Each age decides what’s newsworthy and especially when news happens. For our 0-lag age, news happens around the clock. We find out about it as it happens, and by virtue of our ability to record and broadcast the world around us almost in real time, we can be generators of news. Before radio and television news, news was what happened yesterday. As we move back in time, the gap gets bigger. For ancient and medieval societies, news often overlapped with history – both belonging to the past, both reliant on historiography for their recovery.
The most popular historiographical genre in the Western Middle Ages was the annal. A tool for presenting the past in a succint yet meaningful way, the annal was also an important device for conveying news from one community to another. A short line of text in a chronicle to say that, on this day, this happened, was literate Europe’s way of passing newsworthy information from one community of text – a religious institution, a princely court, to another.
The great thing about annals is that they were brief. There was no room for interpretation, not much space for commentary. The event was given in a raw, undigested form. An English chronicle notes that, in 855:
Magnus paganorum exercitus Anglia vastata in insula que Sepeya dicitur hiemavit.
A Great Viking army raided England and passed the winter on the island of Sheppey.

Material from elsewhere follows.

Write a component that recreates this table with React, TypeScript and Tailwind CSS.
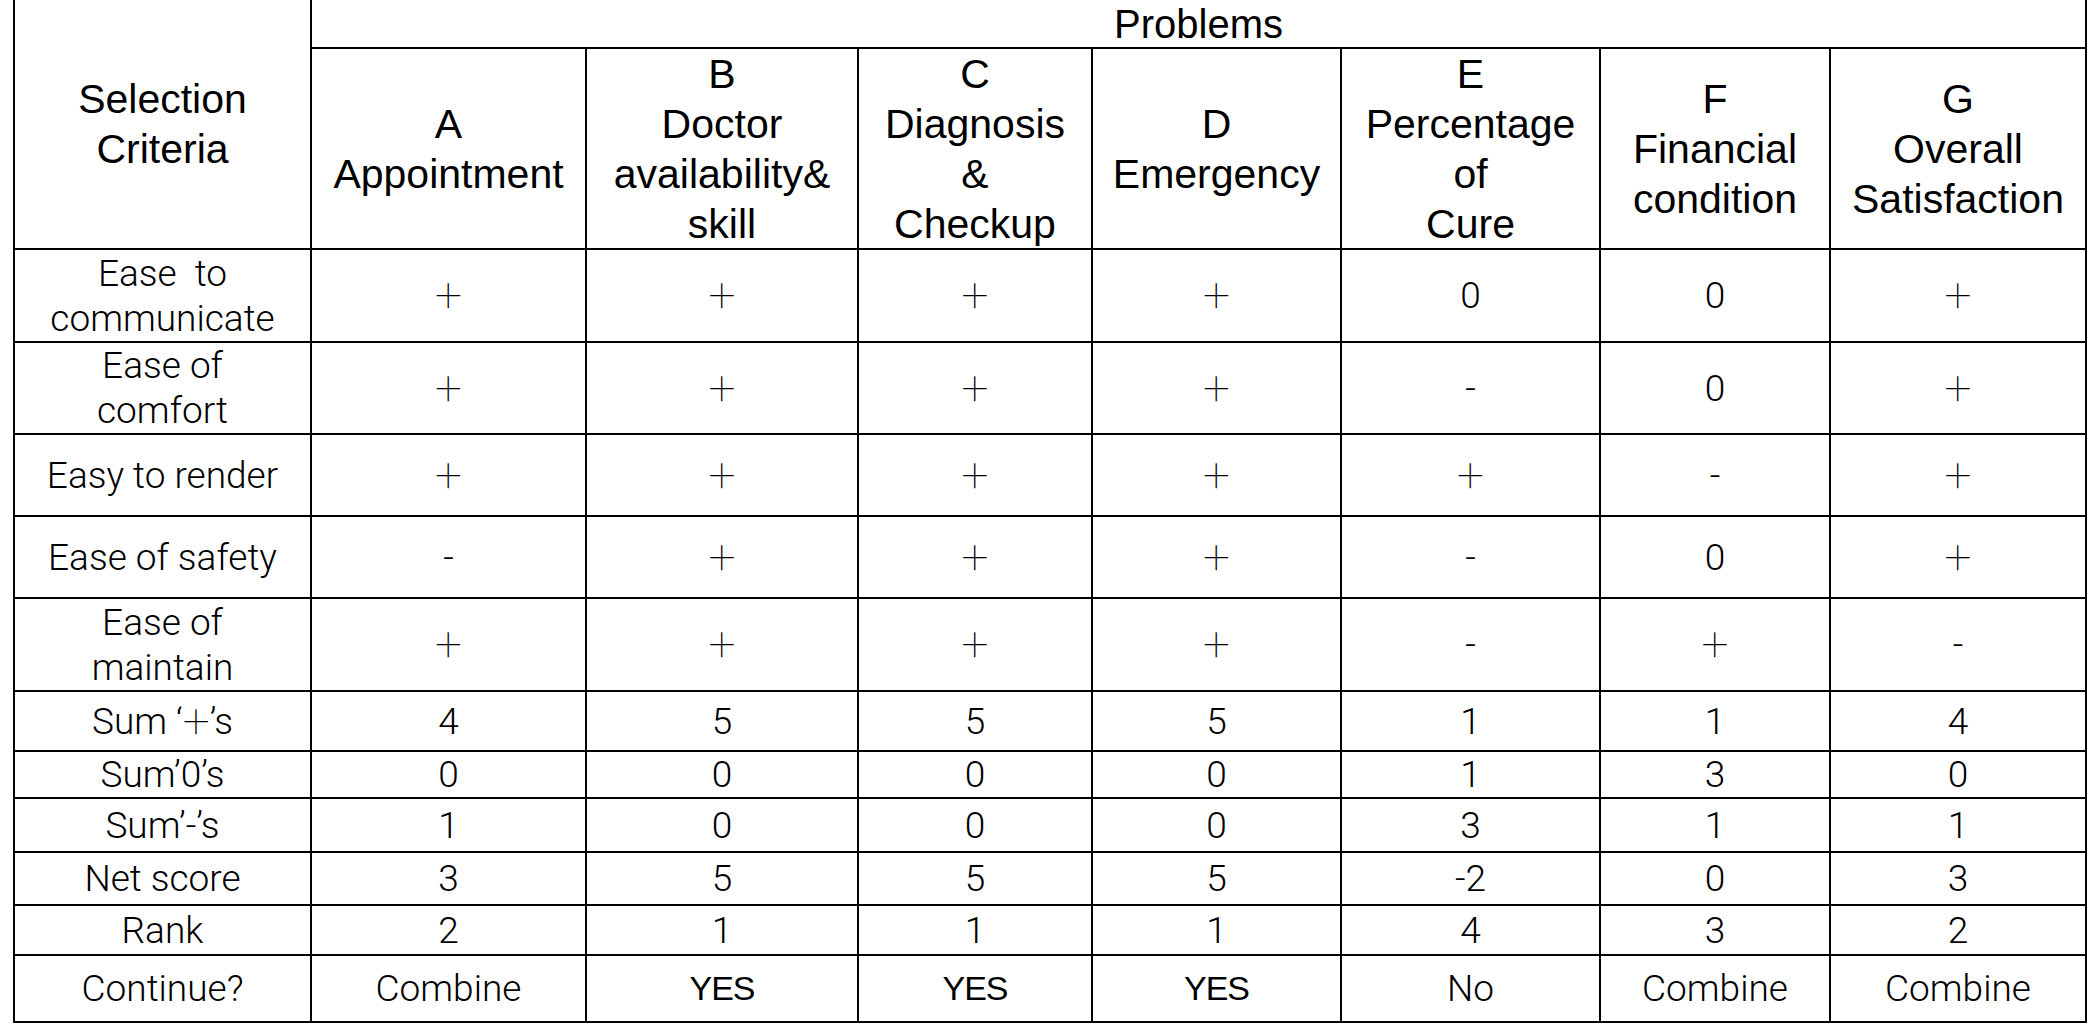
import React from "react";

type Cell = string;

const headers: string[][] = [
  ["A", "Appointment"],
  ["B", "Doctor", "availability&", "skill"],
  ["C", "Diagnosis", "&", "Checkup"],
  ["D", "Emergency"],
  ["E", "Percentage", "of", "Cure"],
  ["F", "Financial", "condition"],
  ["G", "Overall", "Satisfaction"],
];

const rows: { label: string[]; values: Cell[] }[] = [
  { label: ["Ease\u00a0 to", "communicate"], values: ["+", "+", "+", "+", "0", "0", "+"] },
  { label: ["Ease of", "comfort"], values: ["+", "+", "+", "+", "-", "0", "+"] },
  { label: ["Easy to render"], values: ["+", "+", "+", "+", "+", "-", "+"] },
  { label: ["Ease of safety"], values: ["-", "+", "+", "+", "-", "0", "+"] },
  { label: ["Ease of", "maintain"], values: ["+", "+", "+", "+", "-", "+", "-"] },
  { label: ["SUMPLUS"], values: ["4", "5", "5", "5", "1", "1", "4"] },
  { label: ["Sum\u20190\u2019s"], values: ["0", "0", "0", "0", "1", "3", "0"] },
  { label: ["Sum\u2019-\u2019s"], values: ["1", "0", "0", "0", "3", "1", "1"] },
  { label: ["Net score"], values: ["3", "5", "5", "5", "-2", "0", "3"] },
  { label: ["Rank"], values: ["2", "1", "1", "1", "4", "3", "2"] },
  { label: ["Continue?"], values: ["Combine", "YES", "YES", "YES", "No", "Combine", "Combine"] },
];

const cellBase =
  "flex flex-col items-center justify-center text-center border-r-2 border-b-2 border-black text-black";
const headFont = "font-['Liberation_Sans',Arial,sans-serif] text-[41px] leading-[50px]";
const bodyFont = "font-['Roboto',sans-serif] font-light text-[37px] leading-[45px]";
const yesFont = "font-['Liberation_Sans',Arial,sans-serif] text-[34px] leading-[45px] tracking-[-1px]";
const plusFont = "font-['Roboto',sans-serif] font-thin text-[48px] leading-[45px]";

function Plus() {
  return <span className={plusFont}>+</span>;
}

export default function App() {
  return (
    <div className="w-[2088px] h-[1028px] bg-white overflow-hidden">
      <div className="ml-[13px] w-max grid border-l-2 border-black grid-cols-[297px_275px_272px_234px_249px_259px_230px_256px] grid-rows-[49px_201px_93px_92px_82px_82px_93px_60px_47px_54px_53px_50px_67px]">
        <div className={`${cellBase} ${headFont} row-span-2`}>
          <span>Selection</span>
          <span>Criteria</span>
        </div>
        <div className={`${cellBase} col-span-7 font-['Liberation_Sans',Arial,sans-serif] text-[40px] leading-[46px]`}>
          Problems
        </div>
        {headers.map((lines, i) => (
          <div key={`h${i}`} className={`${cellBase} ${headFont}`}>
            {lines.map((l, j) => (
              <span key={j} className="whitespace-nowrap">
                {l}
              </span>
            ))}
          </div>
        ))}
        {rows.map((r, ri) => (
          <React.Fragment key={`r${ri}`}>
            <div className={`${cellBase} ${bodyFont}`}>
              {r.label.map((l, j) =>
                l === "SUMPLUS" ? (
                  <span key={j} className="whitespace-pre flex items-center">
                    Sum {"\u2018"}
                    <Plus />
                    {"\u2019"}s
                  </span>
                ) : (
                  <span key={j} className="whitespace-pre">
                    {l}
                  </span>
                )
              )}
            </div>
            {r.values.map((v, vi) => (
              <div key={`c${ri}-${vi}`} className={`${cellBase} ${v === "YES" ? yesFont : bodyFont}`}>
                {v === "+" ? <Plus /> : v}
              </div>
            ))}
          </React.Fragment>
        ))}
      </div>
    </div>
  );
}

The chronicler was shooting in RAW, no filters, no gloss. Do with the soundbite as you will, the information is there.
The medieval annal was so unprocessed that it scandalised many modern critics, who doubted that the text of such historical records can even be considered narrative. Lacking emplotment, the medieval annal was, we might say, telegraphic in form and content. It was information at its purest, even when its source was doubtful.